Trade Tensions Turning Up on Factory Floor

Published July 3, 2019 | 3 min read

Industrial sector softness suggests US has much to lose from trade war.

US industrial output has softened this year, and the escalating trade war with China is partly to blame. Threatened additional US tariffs on Chinese products and on auto imports from Europe and Japan risk pushing the sector into a slowdown. What we see in the industrial sector challenges the notion that the US has less to lose in a trade war with China, and that is why we believe that tensions will ultimately ease.

RBC Economics has six takeaways from its latest report:

 

1. Tariffs on Chinese are taxes on Americans

China exports around three times the value of goods to the US, than the US does to China, and so the argument goes that China has more to lose from the trade war. But tariffs are paid by US importers, not Chinese exporters, so the tariffs are essentially a tax on US consumers and producers, and so far US importers haven’t found any alternative sources.

 

2. Tariffs have targeted the industrial sector

US tariff hikes last year were not all that big compared to total imports, with last year’s tariffs pushing up the average US tariff rate by 1 percentage point but new tariffs announced in May, with more threatened, could double that. Most of the new tariffs have targeted US industry, in part by design, as the Trump administration tries to avoid targeting products that would immediately raise prices for consumers. However China is now an important source of imported industrial inputs, accounting for 20% of US imports of intermediate goods, up from 8.5% ten years ago.
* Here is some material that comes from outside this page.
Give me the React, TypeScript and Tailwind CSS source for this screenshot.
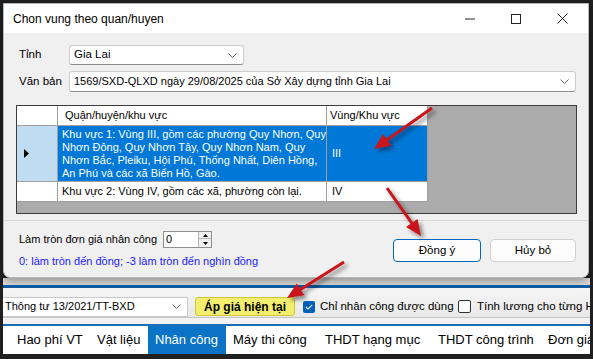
import React from "react";

const Chevron = () => (
  <svg width="9" height="5" viewBox="0 0 9 5">
    <path d="M0.5 0.5 L4.5 4.5 L8.5 0.5" fill="none" stroke="#6a6a6a" strokeWidth="1" />
  </svg>
);

type ArrowProps = { x1: number; y1: number; x2: number; y2: number };

const Arrow = ({ x1, y1, x2, y2 }: ArrowProps) => {
  const dx = x2 - x1;
  const dy = y2 - y1;
  const len = Math.hypot(dx, dy);
  const ux = dx / len;
  const uy = dy / len;
  const hl = 16;
  const hw = 7;
  const bx = x2 - ux * hl;
  const by = y2 - uy * hl;
  const pts = `${x2},${y2} ${bx - uy * hw},${by + ux * hw} ${bx + uy * hw},${by - ux * hw}`;
  return (
    <g filter="url(#arrowShadow)">
      <line x1={x1} y1={y1} x2={bx + ux * 2} y2={by + uy * 2} stroke="#c8141a" strokeWidth="3" />
      <polygon points={pts} fill="#c8141a" />
    </g>
  );
};

const tabs = [
  { label: "Hao phí VT", w: "w-[80px]" },
  { label: "Vật liệu", w: "w-[58px]" },
  { label: "Nhân công", w: "w-[78px]", active: true },
  { label: "Máy thi công", w: "w-[92px]" },
  { label: "THDT hạng mục", w: "w-[113px]" },
  { label: "THDT công trình", w: "w-[110px]" },
  { label: "Đơn giá", w: "w-[80px]" },
];

export default function App() {
  return (
    <div className="relative w-[593px] h-[359px] overflow-hidden bg-[#202020] font-['Liberation_Sans',Arial,sans-serif] text-black">
      <div className="pt-[3px] pl-[3px] relative z-10">
        {/* dialog */}
        <div className="w-[586px] h-[275px] flex flex-col border border-[#b9b9b9] rounded-b-[7px] bg-[#f0f0f0] shadow-[0_3px_8px_rgba(0,0,0,0.35)] overflow-hidden">
          {/* title bar */}
          <div className="h-[29px] bg-white flex items-center shrink-0">
            <span className="pl-[9px] text-[12px] leading-none">Chon vung theo quan/huyen</span>
            <div className="ml-auto flex items-center">
              <div className="w-[46px] h-[29px] flex items-center justify-center">
                <svg width="11" height="2" viewBox="0 0 11 2">
                  <line x1="0" y1="1" x2="10" y2="1" stroke="#222" strokeWidth="1" />
                </svg>
              </div>
              <div className="w-[46px] h-[29px] flex items-center justify-center">
                <svg width="10" height="10" viewBox="0 0 10 10">
                  <rect x="0.5" y="0.5" width="9" height="9" fill="none" stroke="#222" strokeWidth="1" />
                </svg>
              </div>
              <div className="w-[46px] h-[29px] flex items-center justify-center mr-[3px]">
                <svg width="11" height="11" viewBox="0 0 11 11">
                  <path d="M0.5 0.5 L10.5 10.5 M10.5 0.5 L0.5 10.5" stroke="#222" strokeWidth="1" />
                </svg>
              </div>
            </div>
          </div>

          {/* Tinh */}
          <div className="flex items-center mt-[12px] pl-[15px] h-[20px]">
            <span className="w-[50px] text-[11.5px]">Tỉnh</span>
            <div className="w-[175px] h-[20px] bg-white border border-[#cdcdcd] border-b-[#8c8c8c] rounded-[3px] flex items-center pl-[4px] pr-[6px] text-[11.5px]">
              <span>Gia Lai</span>
              <span className="ml-auto flex"><Chevron /></span>
            </div>
          </div>

          {/* Van ban */}
          <div className="flex items-center mt-[6px] pl-[15px] h-[21px]">
            <span className="w-[50px] text-[11.5px]">Văn bản</span>
            <div className="w-[507px] h-[21px] bg-white border border-[#cdcdcd] border-b-[#8c8c8c] rounded-[3px] flex items-center pl-[4px] pr-[6px] text-[11px]">
              <span>1569/SXD-QLXD ngày 29/08/2025 của Sở Xây dựng tỉnh Gia Lai</span>
              <span className="ml-auto flex"><Chevron /></span>
            </div>
          </div>

          {/* grid */}
          <div className="ml-[12px] mt-[13px] w-[561px] h-[109px] border border-[#3c3c3c] bg-[#ababab] text-[11px] leading-[13px]">
            <div className="flex h-[20px] w-[411px] bg-white border-b border-[#a0a0a0]">
              <div className="w-[41px] border-r border-[#a0a0a0]" />
              <div className="w-[269px] border-r border-[#a0a0a0] pl-[7px] flex items-center">Quận/huyện/khu vực</div>
              <div className="w-[101px] border-r border-[#a0a0a0] pl-[3px] flex items-center">Vùng/Khu vực</div>
            </div>
            <div className="flex h-[56px] w-[411px] border-b border-[#a0a0a0]">
              <div className="w-[41px] bg-[#bfdcf3] border-r border-[#a0a0a0] flex items-center pl-[7px]">
                <svg width="5" height="9" viewBox="0 0 5 9">
                  <polygon points="0,0 5,4.5 0,9" fill="#000" />
                </svg>
              </div>
              <div className="w-[269px] bg-[#0078d7] text-white border-r border-[#a0a0a0] pl-[4px] flex flex-col justify-center">
                <span>Khu vực 1: Vùng III, gồm các phường Quy Nhơn, Quy</span>
                <span>Nhơn Đông, Quy Nhơn Tây, Quy Nhơn Nam, Quy</span>
                <span>Nhơn Bắc, Pleiku, Hội Phú, Thống Nhất, Diên Hồng,</span>
                <span>An Phú và các xã Biển Hồ, Gào.</span>
              </div>
              <div className="w-[101px] bg-[#0078d7] text-white border-r border-[#a0a0a0] pl-[5px] flex items-center">III</div>
            </div>
            <div className="flex h-[20px] w-[411px] bg-white border-b border-[#a0a0a0]">
              <div className="w-[41px] border-r border-[#a0a0a0]" />
              <div className="w-[269px] border-r border-[#a0a0a0] pl-[4px] flex items-center">Khu vực 2: Vùng IV, gồm các xã, phường còn lại.</div>
              <div className="w-[101px] border-r border-[#a0a0a0] pl-[5px] flex items-center">IV</div>
            </div>
          </div>

          <div className="mt-[6px] h-[1px] bg-[#d9d9d9]" />

          {/* lower panel */}
          <div className="flex flex-1">
            <div className="pl-[15px] pt-[10px] flex flex-col">
              <div className="flex items-center h-[17px]">
                <span className="w-[144px] text-[11px]">Làm tròn đơn giá nhân công</span>
                <div className="w-[49px] h-[17px] bg-white border border-[#8f8f8f] flex">
                  <span className="flex-1 pl-[2px] text-[11px] leading-[15px]">0</span>
                  <div className="w-[13px] flex flex-col border-l border-[#b5b5b5] bg-[#f0f0f0]">
                    <div className="h-[7px] flex items-center justify-center border-b border-[#b5b5b5]">
                      <svg width="5" height="3" viewBox="0 0 5 3"><polygon points="0,3 2.5,0 5,3" fill="#000" /></svg>
                    </div>
                    <div className="flex-1 flex items-center justify-center">
                      <svg width="5" height="3" viewBox="0 0 5 3"><polygon points="0,0 2.5,3 5,0" fill="#000" /></svg>
                    </div>
                  </div>
                </div>
              </div>
              <span className="mt-[6px] text-[11px] leading-[14px] text-[#1a1aff]">
                0: làm tròn đến đồng; -3 làm tròn đến nghìn đồng
              </span>
            </div>
            <div className="ml-auto mr-[12px] mt-[18px] flex gap-[9px]">
              <div className="w-[88px] h-[23px] bg-[#fdfdfd] border border-[#0067c0] rounded-[4px] flex items-center justify-center text-[11.5px]">
                Đồng ý
              </div>
              <div className="w-[86px] h-[23px] bg-[#fdfdfd] border border-[#d0d0d0] rounded-[4px] flex items-center justify-center text-[11.5px]">
                Hủy bỏ
              </div>
            </div>
          </div>
        </div>
      </div>

      {/* main app behind */}
      <div className="ml-[3px] w-[587px] flex flex-col">
        <div className="h-[7px] bg-[#dcdcdc]" />
        <div className="h-[3px] bg-[#0d5ea6]" />
        <div className="h-[29px] flex items-center pt-[8px] bg-gradient-to-b from-[#f6f6f6] to-[#e8e8e8] overflow-hidden">
          <div className="shrink-0 w-[185px] h-[20px] bg-white border border-l-0 border-[#c8c8c8] flex items-center pl-[2px] pr-[6px] text-[11px]">
            <span>Thông tư 13/2021/TT-BXD</span>
            <span className="ml-auto flex"><Chevron /></span>
          </div>
          <div className="shrink-0 ml-[7px] w-[100px] h-[19px] bg-[#f3ee6e] border border-[#cfc63c] rounded-[3px] flex items-center justify-center text-[12px] font-bold">
            Áp giá hiện tại
          </div>
          <div className="shrink-0 ml-[8px] w-[12px] h-[12px] rounded-[2px] bg-[#005fb8] flex items-center justify-center">
            <svg width="8" height="6" viewBox="0 0 8 6">
              <path d="M0.8 3 L3 5 L7.2 0.8" fill="none" stroke="#fff" strokeWidth="1.1" />
            </svg>
          </div>
          <span className="shrink-0 ml-[5px] w-[138px] text-[11.5px] whitespace-nowrap">Chỉ nhân công được dùng</span>
          <div className="shrink-0 w-[13px] h-[13px] rounded-[2px] border border-[#333] bg-white" />
          <span className="shrink-0 ml-[6px] text-[11.5px] whitespace-nowrap">Tính lương cho từng HM</span>
        </div>
        <div className="h-[1px] bg-[#c4c4c4]" />
        <div className="h-[6px] bg-[#f2f2f2]" />
        <div className="h-[2px] bg-[#1c6fb5]" />
        <div className="h-[28px] bg-white flex pl-[7px] text-[13px] whitespace-nowrap overflow-hidden">
          {tabs.map((t) => (
            <div
              key={t.label}
              className={`${t.w} shrink-0 pl-[7px] flex items-center ${t.active ? "bg-[#0a73c6] text-white" : ""}`}
            >
              {t.label}
            </div>
          ))}
        </div>
      </div>

      {/* annotation arrows */}
      <svg className="absolute inset-0 z-20 pointer-events-none" width="593" height="359">
        <defs>
          <filter id="arrowShadow" x="-20%" y="-20%" width="160%" height="160%">
            <feDropShadow dx="3" dy="3" stdDeviation="2" floodColor="#000" floodOpacity="0.45" />
          </filter>
        </defs>
        <Arrow x1={432} y1={108} x2={374} y2={149} />
        <Arrow x1={387} y1={188} x2={421} y2={236} />
        <Arrow x1={344} y1={262} x2={287} y2={298} />
      </svg>
    </div>
  );
}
Average US import tariff rate

 

3. Tariffs haven’t boosted US industry

The tariffs on China haven’t boosted manufacturing in the US with industrial output and capacity utilization rates in the US falling since the tariffs were imposed. Manufacturing output rose in only one of the first five months of 2019, and sentiment has deteriorated. When the now repealed steel & aluminum tariffs were in place year, these raised costs for US manufacturers that use these inputs and did not increase US steel & aluminum production. Not surprising as increased production requires costly capital investment which is unlikely in responses to likely only temporary trade disruptions.

US Steel Production Capacity

 

4. US businesses have struggled to find alternative imports

The US has not been strategic in applying tariffs and that has made it difficult for US industry to find alternative sources. US imports of 25% tariffed steel actually rose 1.5% in 2018, with the share coming from Europe, Mexico & Canada (the areas most targeted by the tariffs) actually rising. Imports of products from China targeted by US tariffs last September fell 22% over the year to April but US producers were not able to find alternative import sources and imports of those same products fell from all countries by a similar amount.

The decline in US import values does not appear to reflect lower prices charged by Chinese exporters. US import prices from China are down only 1% from a year ago through April despite a 6% rise in the dollar against the renminbi. This is a broad theme in that foreign exporters have not been willing to make price concessions to offset increased US tariffs, leaving US importers to either import less or pay more.

US imports of intermediate products from China

 

5. Odds are that the US will blink first

US industry looks unprepared for increases in tariffs on Chinese products and the threat of tariffs on European and Japanese cars still looms. However this is unlikely to lead to a recession as the 85% of the US economy that is not the industrial sector has shown little sign of slowing. Labor markets look solid and the Fed has signaled it will cut rates if the economy softens. But trade tensions have begun to threaten real job losses particularly in the industrial heartland that was critical to President Trump’s 2016 election win and that is the main reason will believe tensions will ease; President Trump faces election this year, while President Xi does not.

Canada and US Manufacturing Production

 

6. Canada is caught in the middle

Canada is already paying a price for the US-China trade war and geopolitical tensions, witness the Chinese ban on Canadian canola imports, however China only accounts for 5% of Canadian exports, so its exposure is limited. The larger threat to the Canadian economy is from any slowdown in the US industrial sector, which accounts for 70% of Canadian exports. And slower global growth would weigh on commodity prices and uncertainty over trade will weigh on business investment in Canada.